WORK TO COMPLETE:
Find the lines containing the word "React" and copy every one of them.

## Begin EXERCISE DATA

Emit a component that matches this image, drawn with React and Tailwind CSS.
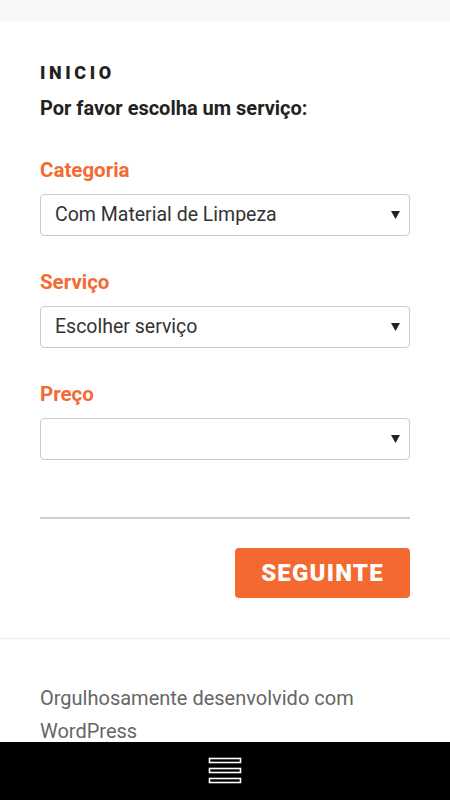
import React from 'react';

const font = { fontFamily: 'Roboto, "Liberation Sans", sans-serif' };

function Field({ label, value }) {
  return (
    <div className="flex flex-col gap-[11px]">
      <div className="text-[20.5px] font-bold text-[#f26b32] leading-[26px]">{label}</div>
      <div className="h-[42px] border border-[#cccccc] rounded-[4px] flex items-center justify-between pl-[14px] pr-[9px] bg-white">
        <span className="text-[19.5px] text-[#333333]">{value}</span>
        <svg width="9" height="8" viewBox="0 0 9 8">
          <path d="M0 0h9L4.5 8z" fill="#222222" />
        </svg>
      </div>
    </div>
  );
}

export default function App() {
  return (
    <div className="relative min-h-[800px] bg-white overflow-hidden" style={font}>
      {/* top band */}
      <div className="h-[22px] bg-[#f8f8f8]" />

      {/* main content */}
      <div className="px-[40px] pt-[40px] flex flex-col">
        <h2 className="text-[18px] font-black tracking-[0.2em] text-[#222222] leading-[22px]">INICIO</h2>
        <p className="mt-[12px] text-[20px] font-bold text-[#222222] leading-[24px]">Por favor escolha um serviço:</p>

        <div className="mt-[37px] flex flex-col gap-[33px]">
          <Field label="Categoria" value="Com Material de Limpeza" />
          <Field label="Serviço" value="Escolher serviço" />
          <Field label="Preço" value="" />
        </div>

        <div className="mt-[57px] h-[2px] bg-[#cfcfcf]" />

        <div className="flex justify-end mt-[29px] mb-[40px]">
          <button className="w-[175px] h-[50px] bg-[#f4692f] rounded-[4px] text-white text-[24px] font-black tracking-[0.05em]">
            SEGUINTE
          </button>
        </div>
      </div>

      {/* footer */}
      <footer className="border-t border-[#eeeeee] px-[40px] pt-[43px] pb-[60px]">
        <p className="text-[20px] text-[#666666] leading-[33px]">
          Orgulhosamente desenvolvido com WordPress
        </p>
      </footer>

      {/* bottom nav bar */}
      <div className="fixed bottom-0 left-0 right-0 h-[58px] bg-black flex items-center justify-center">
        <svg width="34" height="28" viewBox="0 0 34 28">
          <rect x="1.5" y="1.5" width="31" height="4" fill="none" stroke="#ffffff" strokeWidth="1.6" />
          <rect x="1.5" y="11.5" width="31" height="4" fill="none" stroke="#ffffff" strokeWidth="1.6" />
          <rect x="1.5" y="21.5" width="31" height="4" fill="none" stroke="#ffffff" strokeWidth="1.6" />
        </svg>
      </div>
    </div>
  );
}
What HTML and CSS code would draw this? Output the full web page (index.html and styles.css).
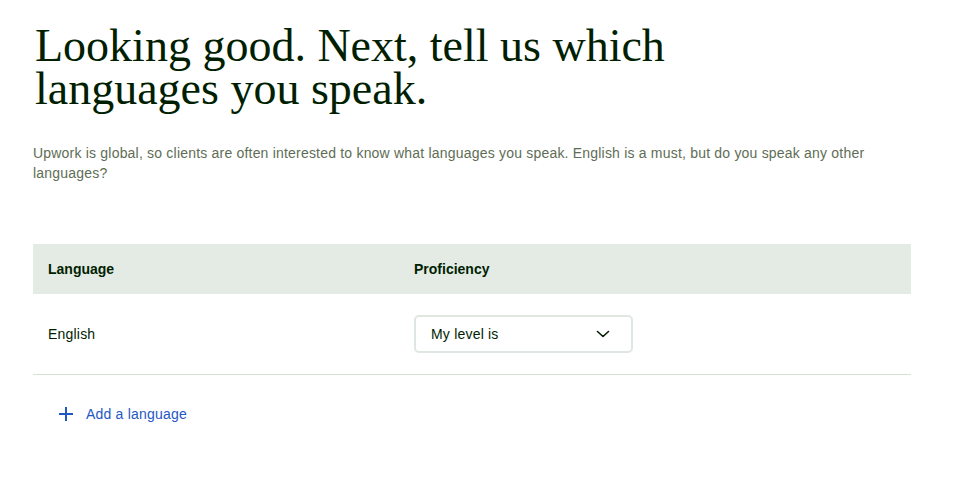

## End EXERCISE DATA

FULL OUTPUT:
Emit a component that matches this image, drawn with React and Tailwind CSS.
import React from 'react';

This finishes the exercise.